A perhaps more radical approach came from Wave Computing. Their paper described an array of up to 16K processing elements, interconnected by a programmable switch matrix. A compiler maps a data flow graph directly onto this array, assigning graph nodes to processing elements and interconnecting the nodes through the switches. Thus in a sense, graphs are the native language of the chip. Wave says their automated tools and IC achieve about the same acceleration and die area as you would get by manually mapping the graph onto an advanced FPGA.
With their ability to reduce or eliminate instruction fetches and intermediate data storage in compute-intensive kernels, to exploit data- and thread-parallelism, and to pack large numbers of computing elements onto a die, hardware accelerators—be they many-core CPUs, GPUs, arithmetic arrays, data flow engines, or FPGAs—are gaining a permanent role in computing. In fact at the recent Linley Processor Conference, analyst Linley Gwennap claimed that “Over time, accelerators will pick up the bulk of workloads.”
But that doesn’t mean CPUs will stand still: not with process technology offering up a wellspring of new transistors every couple of years. CPU architects will find new ways to milk what instruction and thread parallelism remains in benchmarks and important customer codes. But they won’t ignore the promise of accelerators.
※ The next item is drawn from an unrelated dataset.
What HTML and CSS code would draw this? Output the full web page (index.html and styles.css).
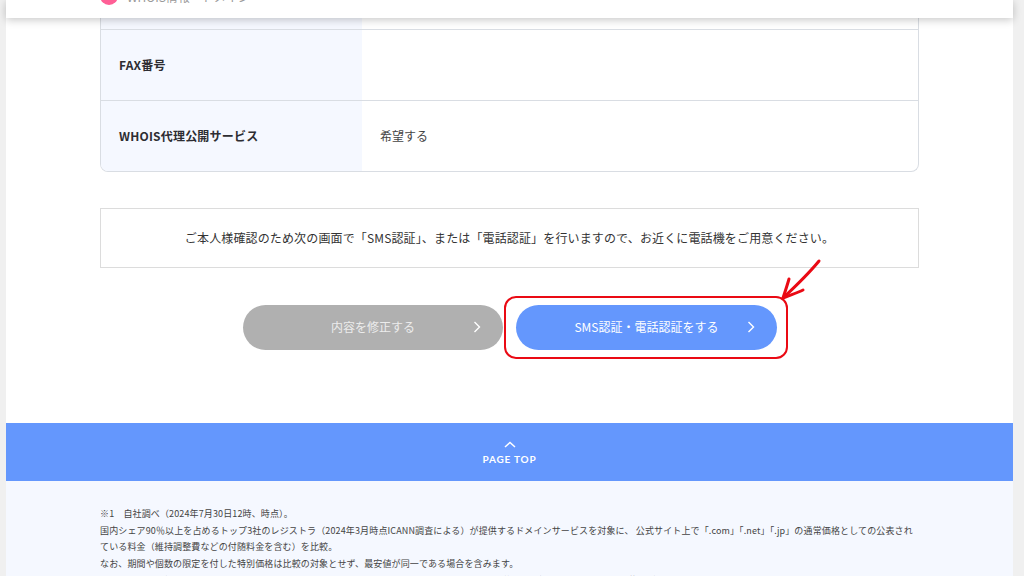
FILE: index.html
```html
<!DOCTYPE html>
<html lang="ja">
<head>
    <meta charset="UTF-8">
    <meta name="viewport" content="width=device-width, initial-scale=1.0">
    <title>入力内容の確認</title>
    <link rel="stylesheet" href="styles.css">
</head>
<body>
    <div class="page">
        <header class="top-bar">
            <span class="top-dot"></span>
            <span class="top-text">WHOIS情報・ドメイン</span>
        </header>

        <main class="content">
            <div class="info-table">
                <div class="info-row info-row-cut">
                    <div class="info-label"></div>
                    <div class="info-value"></div>
                </div>
                <div class="info-row">
                    <div class="info-label">FAX番号</div>
                    <div class="info-value"></div>
                </div>
                <div class="info-row">
                    <div class="info-label">WHOIS代理公開サービス</div>
                    <div class="info-value">希望する</div>
                </div>
            </div>

            <div class="notice">ご本人様確認のため次の画面で「SMS認証」、または「電話認証」を行いますので、お近くに電話機をご用意ください。</div>

            <div class="actions">
                <a class="btn btn-gray">内容を修正する
                    <svg class="btn-arrow" viewBox="0 0 8 12"><path d="M1.5 1 L6.5 6 L1.5 11"/></svg>
                </a>
                <a class="btn btn-blue">SMS認証・電話認証をする
                    <svg class="btn-arrow" viewBox="0 0 8 12"><path d="M1.5 1 L6.5 6 L1.5 11"/></svg>
                </a>
                <div class="red-box"></div>
                <svg class="red-arrow" viewBox="0 0 50 50">
                    <path d="M45 3 C36 14 24 26 9 40"/>
                    <path d="M15 21 C13 28 11 34 9 40 C16 37 23 35 29 32"/>
                </svg>
            </div>
        </main>

        <a class="page-top">
            <svg class="page-top-icon" viewBox="0 0 12 7"><path d="M1 6 L6 1.5 L11 6"/></svg>
            <span>PAGE TOP</span>
        </a>

        <footer class="notes">
            <p>※1　自社調べ（2024年7月30日12時、時点）。</p>
            <p>国内シェア90％以上を占めるトップ3社のレジストラ（2024年3月時点ICANN調査による）が提供するドメインサービスを対象に、 公式サイト上で「.com」「.net」「.jp」の通常価格としての公表され<br>ている料金（維持調整費などの付随料金を含む）を比較。</p>
            <p>なお、期間や個数の限定を付した特別価格は比較の対象とせず、最安値が同一である場合を含みます。</p>
            <p>　　　また、取得時の価格のみを比較するものであり、更新時の料金などは含まれておりません。詳しくは各社の公式サイトの記載をご確認いただきますようお願いいたします。</p>
        </footer>
    </div>
</body>
</html>
```

FILE: styles.css
```css
html, body{
    height: 100%;
    margin: 0;
    overflow: hidden;
    background-color: #f0f0f0;
}
body{
    font-family: "Noto Sans CJK JP", "Noto Sans", sans-serif;
    color: #333;
}
.page{
    position: relative;
    width: 1007px;
    margin-left: 6px;
    background-color: #fff;
}

.top-bar{
    position: absolute;
    top: 0;
    left: 0;
    right: 0;
    z-index: 5;
    height: 18px;
    box-sizing: border-box;
    padding: 0 0 13px 94px;
    display: flex;
    align-items: flex-end;
    overflow: hidden;
    background-color: #fff;
    box-shadow: 0 2px 9px rgba(0, 0, 0, 0.22);
}
.top-dot{
    flex: none;
    width: 18px;
    height: 18px;
    border-radius: 50%;
    background-color: #ff5f96;
}
.top-text{
    flex: none;
    margin-left: 9px;
    margin-bottom: 0;
    font-size: 12px;
    line-height: 16px;
    color: #999;
}

.content{
    padding: 0 94px 73px;
}
.info-table{
    border: 1px solid #d9dde3;
    border-top: 0;
    border-radius: 0 0 8px 8px;
    overflow: hidden;
}
.info-row{
    display: flex;
    height: 71px;
    box-sizing: border-box;
    border-bottom: 1px solid #d9dde3;
    font-size: 12px;
}
.info-row:last-child{
    height: 70px;
    border-bottom: 0;
}
.info-row-cut{
    height: 30px;
}
.info-label{
    width: 261px;
    box-sizing: border-box;
    padding: 0 0 2px 18px;
    display: flex;
    align-items: center;
    font-weight: 700;
    letter-spacing: 0.2px;
    color: #2d2d32;
    background-color: #f5f8ff;
}
.info-value{
    flex: 1;
    padding: 0 0 2px 18px;
    display: flex;
    align-items: center;
    color: #444;
}

.notice{
    margin-top: 36px;
    height: 60px;
    box-sizing: border-box;
    padding-bottom: 2px;
    display: flex;
    align-items: center;
    justify-content: center;
    border: 1px solid #dcdcdc;
    font-size: 12px;
    letter-spacing: 0.14px;
    color: #333;
}

.actions{
    position: relative;
    margin-top: 37px;
    padding-left: 1px;
    display: flex;
    justify-content: center;
    gap: 13px;
}
.btn{
    position: relative;
    width: 261px;
    height: 45px;
    box-sizing: border-box;
    padding-bottom: 2px;
    border-radius: 23px;
    display: flex;
    align-items: center;
    justify-content: center;
    font-size: 12px;
    color: #fff;
}
.btn-gray{
    width: 260px;
    background-color: #b0b0b0;
    color: #ececec;
}
.btn-blue{
    background-color: #6497fd;
}
.btn-arrow{
    position: absolute;
    right: 22px;
    top: 16px;
    width: 8px;
    height: 12px;
    fill: none;
    stroke: #fff;
    stroke-width: 1.4;
}
/* annotation drawn over the screenshot */
.red-box{
    position: absolute;
    left: 404px;
    top: -9px;
    width: 280px;
    height: 59px;
    border: 2.5px solid #ea0a14;
    border-radius: 12px;
}
.red-arrow{
    position: absolute;
    left: 674px;
    top: -47px;
    width: 50px;
    height: 50px;
    fill: none;
    stroke: #ea0a14;
    stroke-width: 3;
    stroke-linecap: round;
    stroke-linejoin: round;
}

.page-top{
    height: 58px;
    box-sizing: border-box;
    padding-top: 18px;
    display: flex;
    flex-direction: column;
    align-items: center;
    background-color: #6497fd;
    color: #fff;
    font-family: "Lato", "Noto Sans", sans-serif;
    font-size: 10px;
    font-weight: 700;
    letter-spacing: 0.8px;
    line-height: 12px;
}
.page-top-icon{
    width: 12px;
    height: 7px;
    margin-bottom: 5px;
    fill: none;
    stroke: #fff;
    stroke-width: 1.5;
}

.notes{
    padding: 25px 94px 20px;
    background-color: #f5f8ff;
    font-size: 9px;
    line-height: 16.7px;
    letter-spacing: 0.13px;
    color: #444;
}
.notes p{
    margin: 0;
}
```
In addition to increasingly sophisticated vector-processing units—floating-point SIMD engines that have been available on server-CPU chips for some time—some server CPUs are sprouting crypto engines, and more modest processors are getting integral GPUs with general-purpose and deep-learning capabilities. And some experts believe there are more kinds of integrated hardware acceleration to come in the future. The one thing that seems certain is that wherever they turn, from mobile devices to the cloud, application developers will find richly heterogeneous platforms at their disposal.